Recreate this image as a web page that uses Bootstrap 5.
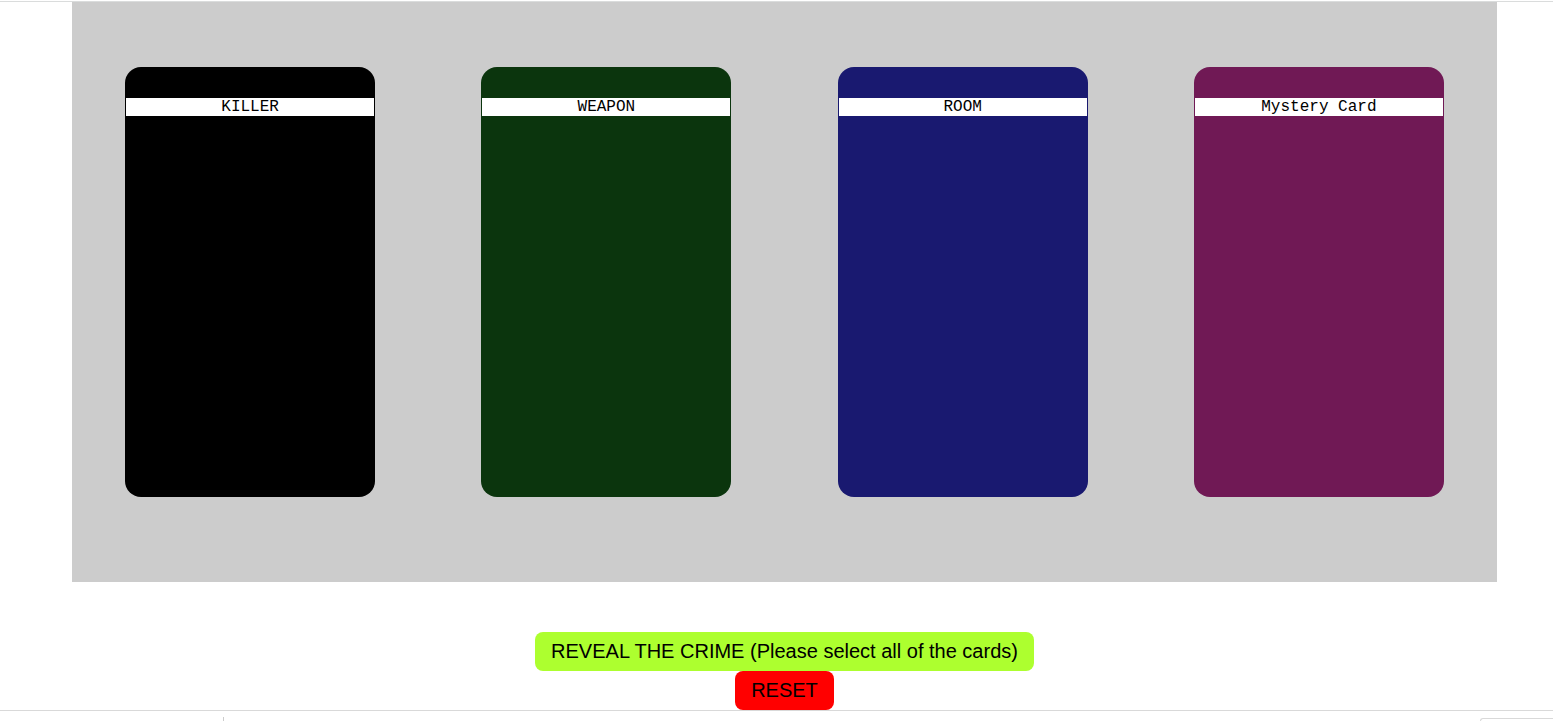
<!DOCTYPE html>
<html lang="en">
<head>
<meta charset="utf-8">
<meta name="viewport" content="width=device-width, initial-scale=1">
<title>Reveal the crime</title>
<link rel="stylesheet" href="https://cdn.jsdelivr.net/npm/bootstrap@5.3.0/dist/css/bootstrap.min.css">
<style>
  body { font-family: "Liberation Sans", Arial, sans-serif; color: #000; background: #fff; }
  .game { border-top: 1px solid #dadcdc; border-bottom: 1px solid #d9d9d9; margin-top: 1px; padding: 0 56px 0 72px; }
  .board { background: #ccc; padding: 65px 0 85px; }
  .clue { width: 250px; height: 430px; border-radius: 16px; padding: 31px 1px 0; }
  .clue-title { background: #fff; font: 16px/18px "Liberation Mono", "Courier New", monospace; }
  .clue-killer { background: #000; }
  .clue-weapon { background: #0b350d; }
  .clue-room { background: #191970; }
  .clue-mystery { background: #701955; }
  .actions { padding-top: 50px; }
  .action { --bs-btn-color: #000; --bs-btn-hover-color: #000; --bs-btn-font-size: 20px; --bs-btn-line-height: 23px; --bs-btn-padding-x: 15px; --bs-btn-padding-y: 7px; --bs-btn-border-radius: 8px; }
  .action-reveal { --bs-btn-bg: #adff2f; --bs-btn-hover-bg: #9cee1e; }
  .action-reset { --bs-btn-bg: #f00; --bs-btn-hover-bg: #e00; }
  .panel-bar { height: 10px; padding-top: 6px; overflow: hidden; }
  .panel-side { width: 224px; border-right: 1px solid #ccc; }
  .panel-box { width: 73px; margin-top: 1px; border: solid #d9d9d9; border-width: 1px 0 0 1px; border-top-left-radius: 4px; }
</style>
<script src="https://cdn.jsdelivr.net/npm/bootstrap@5.3.0/dist/js/bootstrap.bundle.min.js" defer></script>
</head>
<body class="overflow-hidden">
<main class="game">
  <section class="board d-flex justify-content-around">
    <article class="clue clue-killer"><p class="clue-title text-center m-0">KILLER</p></article>
    <article class="clue clue-weapon"><p class="clue-title text-center m-0">WEAPON</p></article>
    <article class="clue clue-room"><p class="clue-title text-center m-0">ROOM</p></article>
    <article class="clue clue-mystery"><p class="clue-title text-center m-0">Mystery Card</p></article>
  </section>
  <div class="actions d-flex flex-column align-items-center">
    <button type="button" class="btn action action-reveal">REVEAL THE CRIME (Please select all of the cards)</button>
    <button type="button" class="btn action action-reset">RESET</button>
  </div>
</main>
<footer class="panel-bar d-flex justify-content-between">
  <div class="panel-side"></div>
  <div class="panel-box"></div>
</footer>
</body>
</html>
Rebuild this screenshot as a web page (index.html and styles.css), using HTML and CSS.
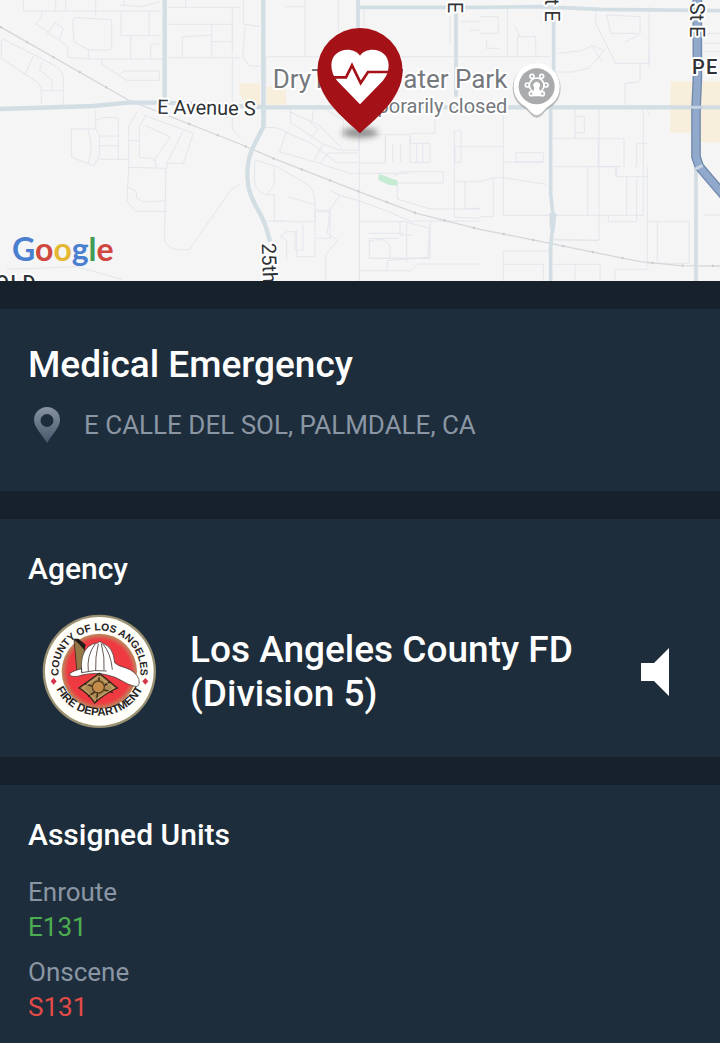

+++++

Each entry should be repeated exactly as it appears; the pictures stay out.

§ EXERCISE OUTPUT:
Recreate this image as a web page that uses Bootstrap 5.
<!DOCTYPE html>
<html lang="en">
<head>
<meta charset="utf-8">
<meta name="viewport" content="width=device-width, initial-scale=1">
<title>Reveal the crime</title>
<link rel="stylesheet" href="https://cdn.jsdelivr.net/npm/bootstrap@5.3.0/dist/css/bootstrap.min.css">
<style>
  body { font-family: "Liberation Sans", Arial, sans-serif; color: #000; background: #fff; }
  .game { border-top: 1px solid #dadcdc; border-bottom: 1px solid #d9d9d9; margin-top: 1px; padding: 0 56px 0 72px; }
  .board { background: #ccc; padding: 65px 0 85px; }
  .clue { width: 250px; height: 430px; border-radius: 16px; padding: 31px 1px 0; }
  .clue-title { background: #fff; font: 16px/18px "Liberation Mono", "Courier New", monospace; }
  .clue-killer { background: #000; }
  .clue-weapon { background: #0b350d; }
  .clue-room { background: #191970; }
  .clue-mystery { background: #701955; }
  .actions { padding-top: 50px; }
  .action { --bs-btn-color: #000; --bs-btn-hover-color: #000; --bs-btn-font-size: 20px; --bs-btn-line-height: 23px; --bs-btn-padding-x: 15px; --bs-btn-padding-y: 7px; --bs-btn-border-radius: 8px; }
  .action-reveal { --bs-btn-bg: #adff2f; --bs-btn-hover-bg: #9cee1e; }
  .action-reset { --bs-btn-bg: #f00; --bs-btn-hover-bg: #e00; }
  .panel-bar { height: 10px; padding-top: 6px; overflow: hidden; }
  .panel-side { width: 224px; border-right: 1px solid #ccc; }
  .panel-box { width: 73px; margin-top: 1px; border: solid #d9d9d9; border-width: 1px 0 0 1px; border-top-left-radius: 4px; }
</style>
<script src="https://cdn.jsdelivr.net/npm/bootstrap@5.3.0/dist/js/bootstrap.bundle.min.js" defer></script>
</head>
<body class="overflow-hidden">
<main class="game">
  <section class="board d-flex justify-content-around">
    <article class="clue clue-killer"><p class="clue-title text-center m-0">KILLER</p></article>
    <article class="clue clue-weapon"><p class="clue-title text-center m-0">WEAPON</p></article>
    <article class="clue clue-room"><p class="clue-title text-center m-0">ROOM</p></article>
    <article class="clue clue-mystery"><p class="clue-title text-center m-0">Mystery Card</p></article>
  </section>
  <div class="actions d-flex flex-column align-items-center">
    <button type="button" class="btn action action-reveal">REVEAL THE CRIME (Please select all of the cards)</button>
    <button type="button" class="btn action action-reset">RESET</button>
  </div>
</main>
<footer class="panel-bar d-flex justify-content-between">
  <div class="panel-side"></div>
  <div class="panel-box"></div>
</footer>
</body>
</html>
Rebuild this screenshot as a web page (index.html and styles.css), using HTML and CSS.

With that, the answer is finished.